Data for processing
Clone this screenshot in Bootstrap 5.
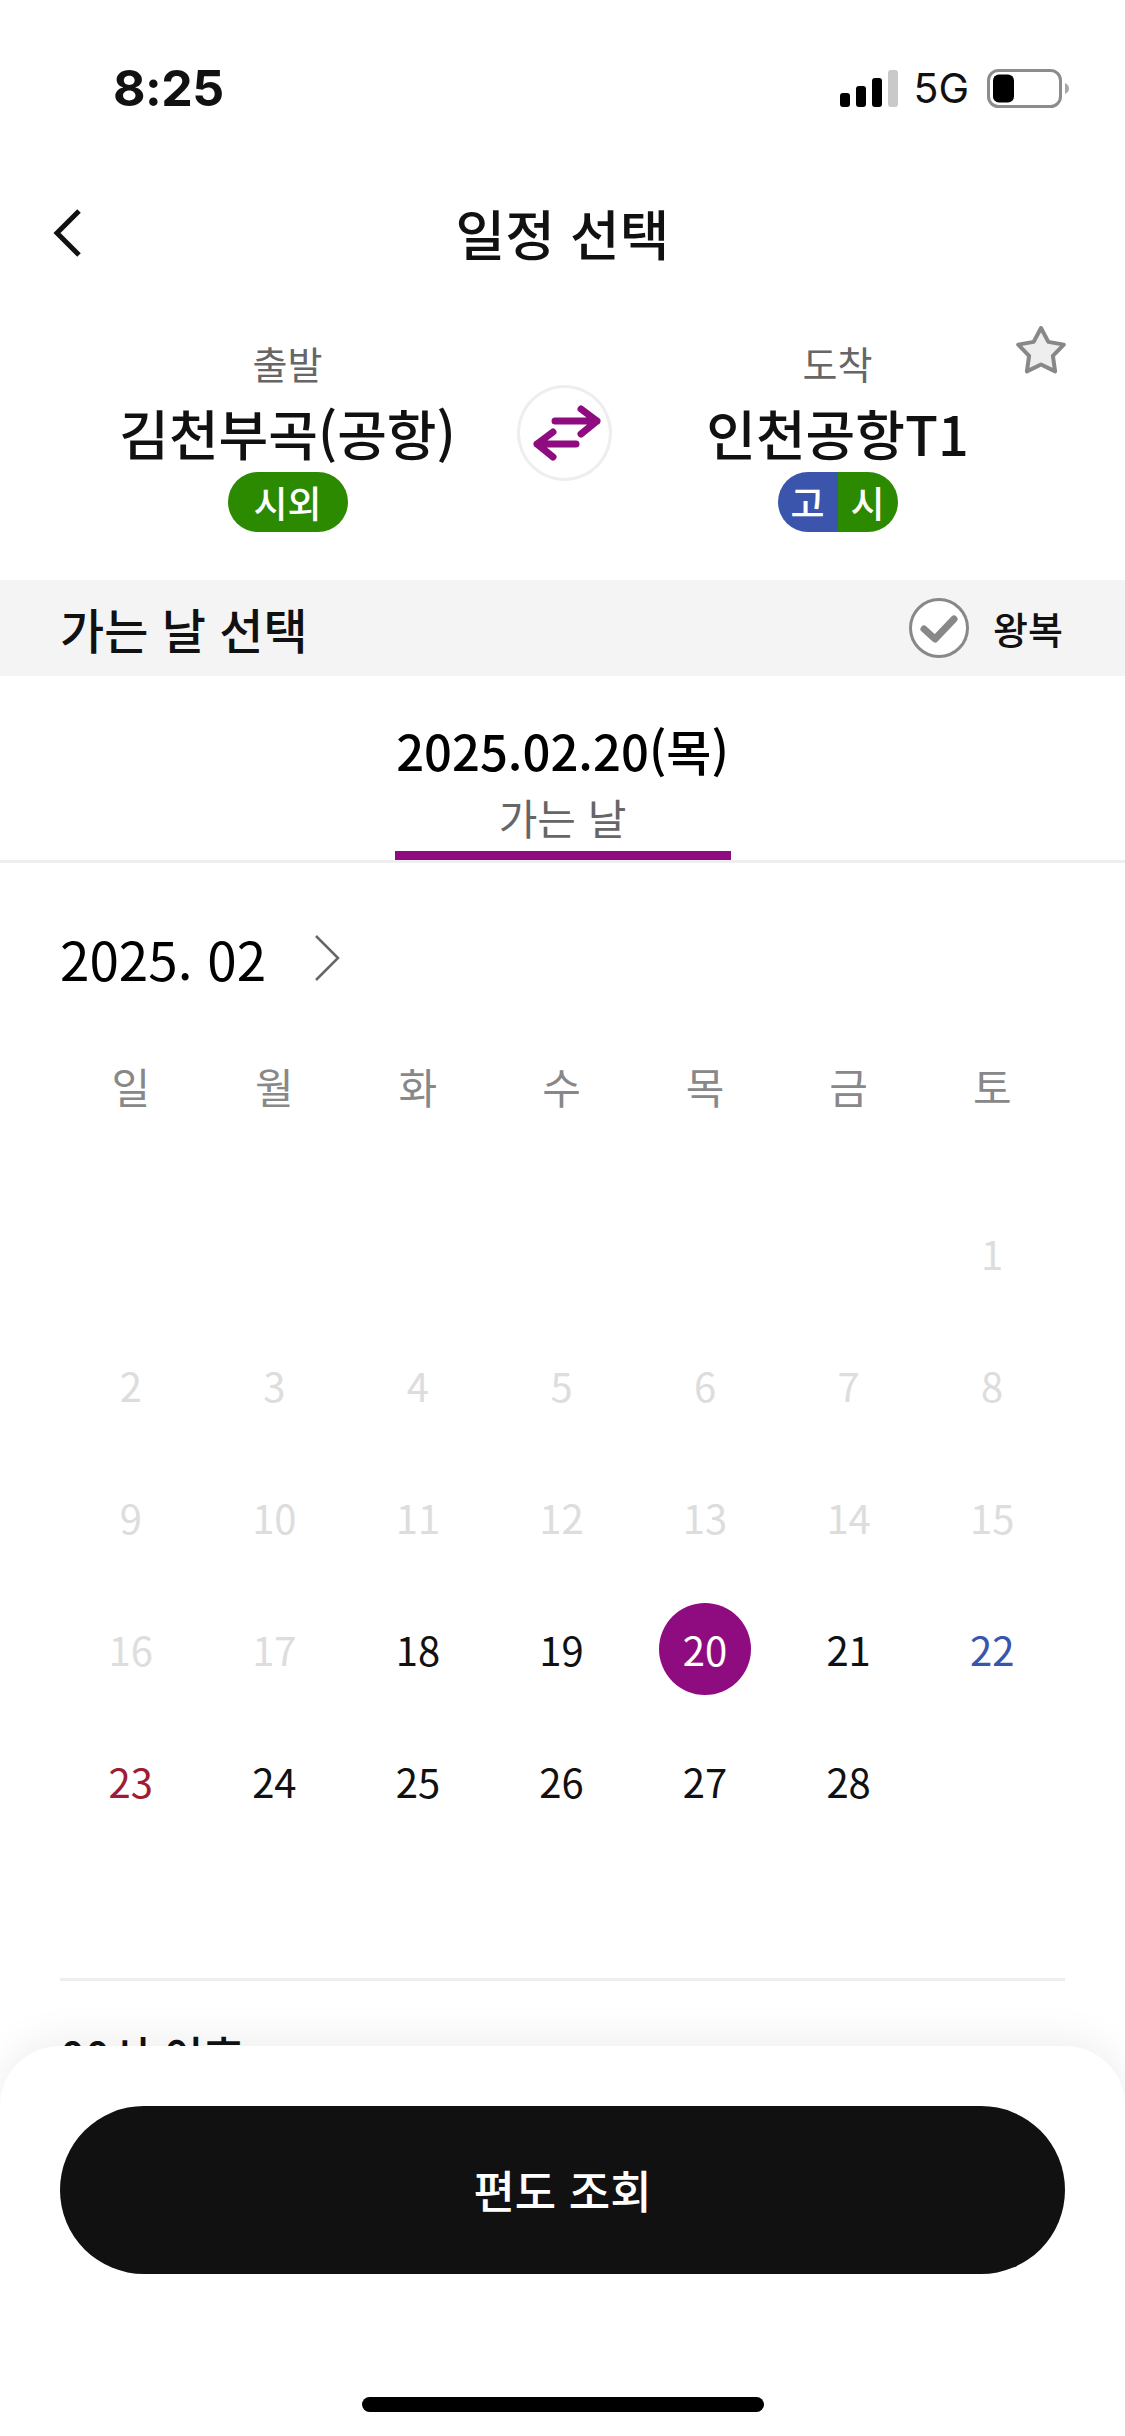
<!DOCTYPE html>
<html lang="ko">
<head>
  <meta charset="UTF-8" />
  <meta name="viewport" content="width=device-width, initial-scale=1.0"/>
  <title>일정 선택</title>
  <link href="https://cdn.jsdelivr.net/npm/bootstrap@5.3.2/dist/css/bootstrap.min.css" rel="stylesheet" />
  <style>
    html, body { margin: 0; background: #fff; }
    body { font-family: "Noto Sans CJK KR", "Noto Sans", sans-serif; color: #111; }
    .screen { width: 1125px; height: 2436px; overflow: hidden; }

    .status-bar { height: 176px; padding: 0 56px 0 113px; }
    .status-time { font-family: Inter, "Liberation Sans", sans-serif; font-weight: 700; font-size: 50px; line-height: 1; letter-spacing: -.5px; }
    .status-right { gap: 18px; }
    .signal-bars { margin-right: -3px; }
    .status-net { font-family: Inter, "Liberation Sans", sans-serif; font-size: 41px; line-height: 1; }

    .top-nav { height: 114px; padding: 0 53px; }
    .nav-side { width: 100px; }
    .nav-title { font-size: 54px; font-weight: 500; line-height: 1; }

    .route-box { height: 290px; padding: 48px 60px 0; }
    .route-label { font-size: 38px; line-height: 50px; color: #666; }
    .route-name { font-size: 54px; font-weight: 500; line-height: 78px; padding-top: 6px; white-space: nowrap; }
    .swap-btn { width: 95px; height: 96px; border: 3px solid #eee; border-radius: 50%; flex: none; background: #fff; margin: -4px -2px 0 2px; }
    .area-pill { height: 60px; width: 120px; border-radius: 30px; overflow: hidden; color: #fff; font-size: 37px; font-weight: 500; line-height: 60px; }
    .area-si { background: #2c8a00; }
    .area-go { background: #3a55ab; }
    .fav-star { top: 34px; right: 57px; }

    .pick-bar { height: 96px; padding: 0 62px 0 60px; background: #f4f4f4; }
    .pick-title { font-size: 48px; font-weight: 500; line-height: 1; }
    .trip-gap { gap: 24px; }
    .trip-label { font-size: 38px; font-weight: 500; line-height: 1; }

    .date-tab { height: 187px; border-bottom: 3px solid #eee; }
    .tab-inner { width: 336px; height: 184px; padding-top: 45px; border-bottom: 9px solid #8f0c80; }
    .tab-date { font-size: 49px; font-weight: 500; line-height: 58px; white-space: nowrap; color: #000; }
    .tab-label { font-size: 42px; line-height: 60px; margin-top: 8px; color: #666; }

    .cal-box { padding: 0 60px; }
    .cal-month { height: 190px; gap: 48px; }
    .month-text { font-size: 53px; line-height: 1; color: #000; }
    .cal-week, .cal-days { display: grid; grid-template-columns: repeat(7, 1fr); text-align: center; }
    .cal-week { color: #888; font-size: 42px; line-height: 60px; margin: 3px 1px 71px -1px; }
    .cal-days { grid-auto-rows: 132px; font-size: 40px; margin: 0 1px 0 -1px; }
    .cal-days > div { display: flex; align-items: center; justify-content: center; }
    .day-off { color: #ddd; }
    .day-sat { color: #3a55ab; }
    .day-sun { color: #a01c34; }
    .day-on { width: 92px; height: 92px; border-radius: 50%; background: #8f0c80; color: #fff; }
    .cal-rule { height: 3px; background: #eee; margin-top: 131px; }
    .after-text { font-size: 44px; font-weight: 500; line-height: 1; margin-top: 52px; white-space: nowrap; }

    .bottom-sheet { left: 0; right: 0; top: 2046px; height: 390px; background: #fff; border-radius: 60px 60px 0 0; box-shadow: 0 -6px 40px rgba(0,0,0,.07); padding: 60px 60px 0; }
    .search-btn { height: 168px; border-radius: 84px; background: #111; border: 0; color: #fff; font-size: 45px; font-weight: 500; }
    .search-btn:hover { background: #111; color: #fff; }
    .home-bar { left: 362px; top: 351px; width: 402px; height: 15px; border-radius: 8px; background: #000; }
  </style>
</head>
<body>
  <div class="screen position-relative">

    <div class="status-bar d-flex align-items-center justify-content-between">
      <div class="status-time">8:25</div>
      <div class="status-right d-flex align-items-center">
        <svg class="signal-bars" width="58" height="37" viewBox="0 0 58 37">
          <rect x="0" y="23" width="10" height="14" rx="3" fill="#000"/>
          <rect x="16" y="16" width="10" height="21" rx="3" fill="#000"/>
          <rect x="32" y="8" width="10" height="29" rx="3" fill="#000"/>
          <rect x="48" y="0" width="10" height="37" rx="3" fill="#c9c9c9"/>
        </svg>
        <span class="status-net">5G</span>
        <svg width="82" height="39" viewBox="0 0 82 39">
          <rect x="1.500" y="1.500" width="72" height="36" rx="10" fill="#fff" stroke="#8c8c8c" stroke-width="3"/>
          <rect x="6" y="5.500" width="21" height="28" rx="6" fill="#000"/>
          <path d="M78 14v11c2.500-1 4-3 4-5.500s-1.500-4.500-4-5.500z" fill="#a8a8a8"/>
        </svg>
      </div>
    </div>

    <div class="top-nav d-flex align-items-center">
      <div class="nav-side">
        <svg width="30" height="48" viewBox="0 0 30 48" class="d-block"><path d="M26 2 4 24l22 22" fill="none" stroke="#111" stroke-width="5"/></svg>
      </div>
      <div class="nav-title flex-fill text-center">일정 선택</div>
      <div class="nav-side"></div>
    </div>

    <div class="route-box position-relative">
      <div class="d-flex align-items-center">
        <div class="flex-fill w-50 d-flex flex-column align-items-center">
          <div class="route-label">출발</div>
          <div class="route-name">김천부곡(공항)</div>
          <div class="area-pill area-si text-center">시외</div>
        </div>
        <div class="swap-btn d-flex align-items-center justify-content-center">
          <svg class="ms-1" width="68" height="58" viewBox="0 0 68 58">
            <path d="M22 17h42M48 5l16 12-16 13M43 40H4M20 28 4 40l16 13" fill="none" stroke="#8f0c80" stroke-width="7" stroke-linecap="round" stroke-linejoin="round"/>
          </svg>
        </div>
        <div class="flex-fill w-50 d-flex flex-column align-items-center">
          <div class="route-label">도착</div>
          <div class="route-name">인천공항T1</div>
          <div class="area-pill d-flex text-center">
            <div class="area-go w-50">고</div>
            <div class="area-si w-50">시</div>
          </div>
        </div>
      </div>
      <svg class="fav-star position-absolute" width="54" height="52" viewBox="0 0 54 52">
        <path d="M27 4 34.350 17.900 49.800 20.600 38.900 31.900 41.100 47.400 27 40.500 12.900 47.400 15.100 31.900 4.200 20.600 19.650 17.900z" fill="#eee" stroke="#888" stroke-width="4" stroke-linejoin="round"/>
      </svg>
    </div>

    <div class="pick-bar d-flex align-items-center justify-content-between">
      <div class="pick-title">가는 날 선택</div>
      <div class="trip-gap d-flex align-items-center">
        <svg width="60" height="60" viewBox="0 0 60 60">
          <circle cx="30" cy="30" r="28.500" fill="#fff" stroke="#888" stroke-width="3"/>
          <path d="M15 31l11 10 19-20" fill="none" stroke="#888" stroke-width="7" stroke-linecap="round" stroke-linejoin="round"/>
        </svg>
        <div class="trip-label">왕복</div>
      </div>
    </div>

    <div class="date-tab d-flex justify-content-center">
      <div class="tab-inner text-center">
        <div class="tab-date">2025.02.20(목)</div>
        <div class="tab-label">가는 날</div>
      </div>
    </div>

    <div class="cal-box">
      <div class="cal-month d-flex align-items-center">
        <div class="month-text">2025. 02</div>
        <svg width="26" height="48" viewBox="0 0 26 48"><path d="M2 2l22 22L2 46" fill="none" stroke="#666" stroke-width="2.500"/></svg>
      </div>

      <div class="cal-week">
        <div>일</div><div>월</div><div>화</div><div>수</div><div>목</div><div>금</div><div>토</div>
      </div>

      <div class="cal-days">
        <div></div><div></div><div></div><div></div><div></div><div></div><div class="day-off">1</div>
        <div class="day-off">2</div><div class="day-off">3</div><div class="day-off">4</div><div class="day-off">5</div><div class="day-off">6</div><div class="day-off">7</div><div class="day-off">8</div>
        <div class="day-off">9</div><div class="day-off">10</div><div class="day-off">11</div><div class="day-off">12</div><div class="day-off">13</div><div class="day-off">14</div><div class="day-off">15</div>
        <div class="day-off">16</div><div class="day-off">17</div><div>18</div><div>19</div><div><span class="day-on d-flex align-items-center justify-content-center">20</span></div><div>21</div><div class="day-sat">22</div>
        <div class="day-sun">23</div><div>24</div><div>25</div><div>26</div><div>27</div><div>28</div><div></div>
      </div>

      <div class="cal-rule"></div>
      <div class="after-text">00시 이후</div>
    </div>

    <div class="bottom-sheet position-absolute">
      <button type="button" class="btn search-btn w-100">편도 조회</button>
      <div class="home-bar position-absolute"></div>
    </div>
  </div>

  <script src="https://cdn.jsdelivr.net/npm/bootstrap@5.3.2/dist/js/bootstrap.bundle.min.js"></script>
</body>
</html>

---

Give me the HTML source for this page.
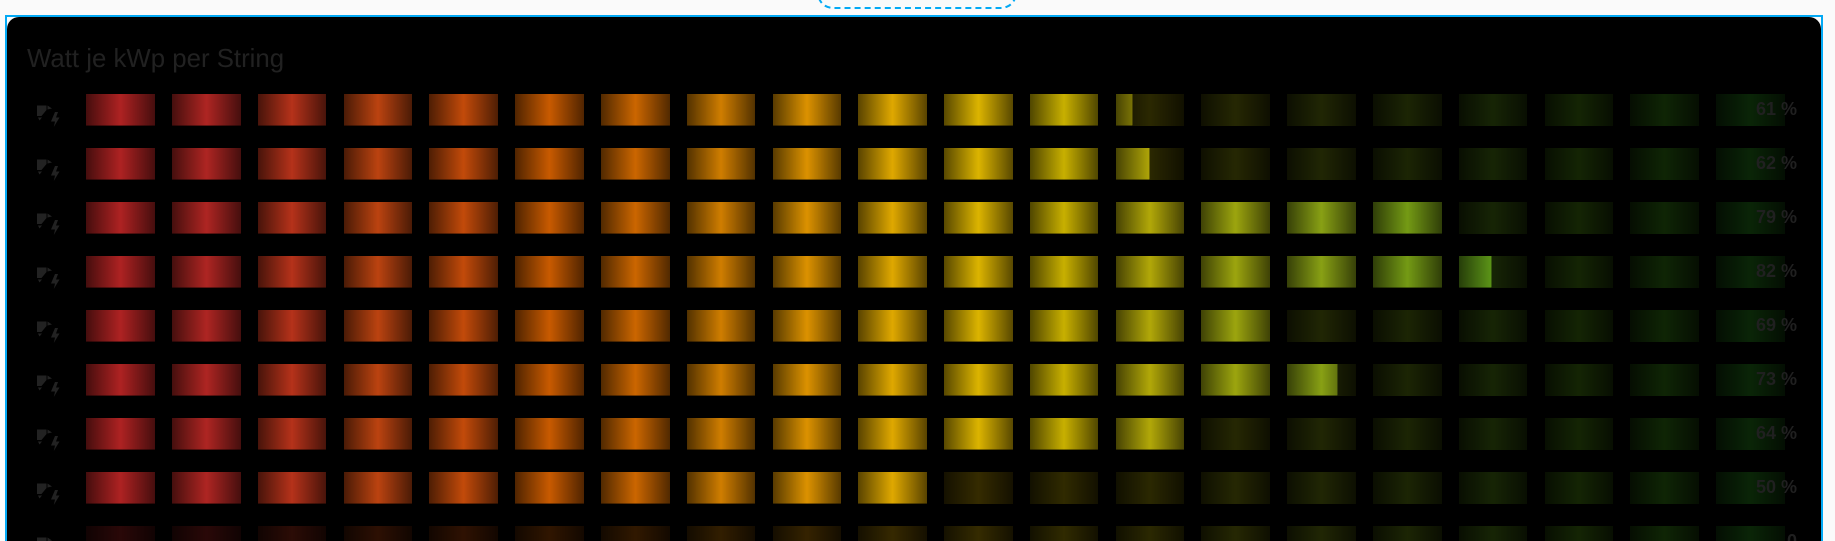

Task prompt
Repeat exactly the stretch of lines that opens with the line containing "Clone this screenshot in Bootstrap 5." and closes with the line containing "1125px; height: 2436px;". Leave the pictures out, and add nothing.

Exercise solution
Clone this screenshot in Bootstrap 5.
<!DOCTYPE html>
<html lang="ko">
<head>
  <meta charset="UTF-8" />
  <meta name="viewport" content="width=device-width, initial-scale=1.0"/>
  <title>일정 선택</title>
  <link href="https://cdn.jsdelivr.net/npm/bootstrap@5.3.2/dist/css/bootstrap.min.css" rel="stylesheet" />
  <style>
    html, body { margin: 0; background: #fff; }
    body { font-family: "Noto Sans CJK KR", "Noto Sans", sans-serif; color: #111; }
    .screen { width: 1125px; height: 2436px; overflow: hidden; }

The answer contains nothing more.